The scope of this survey is wider than existing surveys as it covers multiple data models (relational, RDF, others), analyzes the characteristics of a considerable number of systems (both academic and industrial) and considers a fair number of dimensions.

The comments and doubts that I expressed in my previous review were considered in this new version. The authors made considerable changes to the paper to include more details for some of the dimensions, be more precise describing the methodology that they followed, and make the text of the paper easier to follow for readers with limited background in the area.

I have only a few doubts regarding the current version of manuscript:

It is unclear what "tuned for recall over precision" means under "The selection of industrial systems" (page 9). How could this "tuning" be understood (or reproduced) by others? How much higher is the weight of recall?

Systems such as CostFed, Odyssey, SemaGrow, and SPLENDID have been evaluated using LargeRDFBench (e.g., in [41], mentioned on page 29). Since this benchmark includes queries with UNIONs and OPTIONALs and the systems are able to process the queries without using "another, fully-fledged, SPARQL federation engine", then what is mentioned as part of the third observation about "Query language" (page 17) does not seem accurate.

Under "Source selection and query partition", the sentence "Other systems, like HiBISCuS, propose a refinement of the query-based strategy where the probing query has a complex structure based on the hypergraph underlying the input SPARQL query." seems inaccurate. In reference [66], Algorithm 1, line 17, only one subject, one predicate, and one object seem to used to perform "the probing query", but the sentence seems to suggest that [66] uses probing queries with a complex structure.

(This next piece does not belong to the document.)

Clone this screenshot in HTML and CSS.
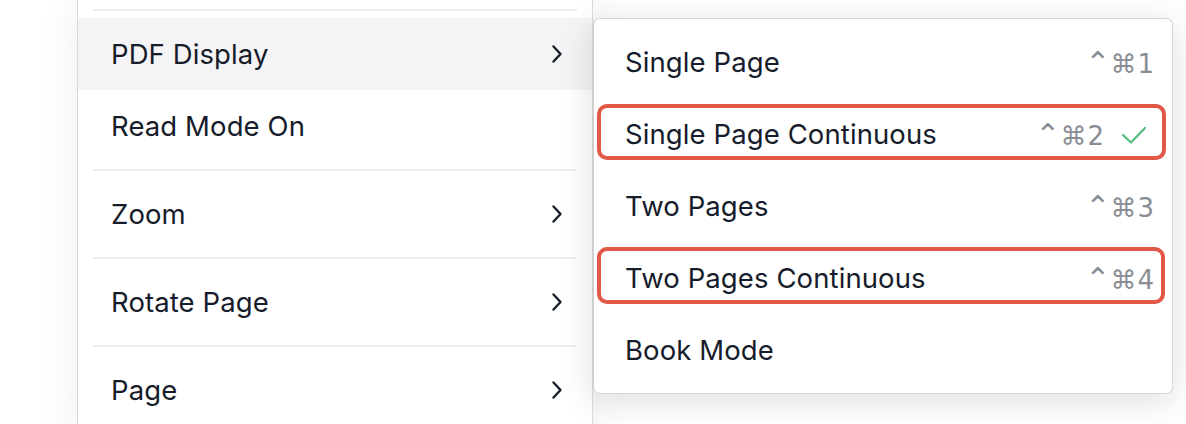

Why is reference [138] included in Table 9? This reference presents a data federation system and does not seem to focus on evaluation of systems more than the other systems included in Table 10.

Possible typos:
"consists in" (second paragraph, page 2)
"this sub-dimensions" (point 1, page 25)

Review #2
By Aidan Hogan submitted on 26/Aug/2022
Review Comment:

The authors have provided a very detailed and well-written response to my previous comments. I particularly appreciate the clarifications regarding selection criteria, as well as the provision of a concise but very useful summary of federation techniques. Granted, the paper still has some limitations (the clarification regarding selection criteria now highlights that – and reveals why – key papers like ANAPSID and QTree are excluded). But in general I think this is a very useful survey that will serve the community well, and is almost ready for publication, pending a revision of some superficial issues:

- "According to the prediction in [1]," As mentioned before, why not "According to Reinsel et al. [1]"? It is a matter of style, and thus the authors' choice, but I think the latter is more readable and more informative.
- "Transparent federation gives []users"
- "A simplified setting is []one where"
- "Also the transparent setting, though, is not devoid of drawbacks" -> "However, the transparent setting is not devoid of drawbacks"
- "This survey work [stems] from our needs [for]" or "This survey work was spurred on by our needs [for]" (the former is better)
- "This sub-dimension also permits [us] to distinguish"
- "affect the system['s] fitness for use"
- "considered as [per] their latest version" (As a minor quibble, this might be in contradiction with basing details on academic publications; often publications will emerge infrequently, while the underlying system might have more recent updates.)
- Very minor, but I would reduce the gray levels a little in Table 1, and similar tables, making the shading lighter.
- "the support [of] additional" or "[extending] the support to additional"
- "are relatively less considered" -> "are considered less often" (less is already relative)
- The switching of colours for headers in Table 3 is a bit distracting. I would suggest keeping all headers in the darker gray.
- "A fundamental classification of federation techniques for this component is between the ones where the metadata catalog ..." I cannot parse this part of the sentence.
- "as [per] the traditional setting"
- "and Stardog;´" There is some weird apostrophe here.
- "Obi-Wan is for the most part a proof-of-concept of a vaster and insightful theoretical exercise" This sentence reads a little strangely to me. I would suggest revising it. Maybe "of a more general theoretical exercise".
- "Hassan at al[.]"
- "only itself as [a] supported data source"
- "These venues turn out to include" -> "The resulting venues include"
- Figure 6: the 3D pie chart is best avoided (https://jscharting.com/blog/pie-charts-in-modern-data-visualizations/). A humble 2D pie chart would be much clearer.
Orthogonal to the paper, but regarding developers and users as a target audience, maybe you could publish something like a blog post or a Github repository that presents a summary of the information, perhaps with some of the tables. This is just a suggestion, of course, and it might be a lot of work, but such readers might not be inclined to dive into a 60 page academic paper.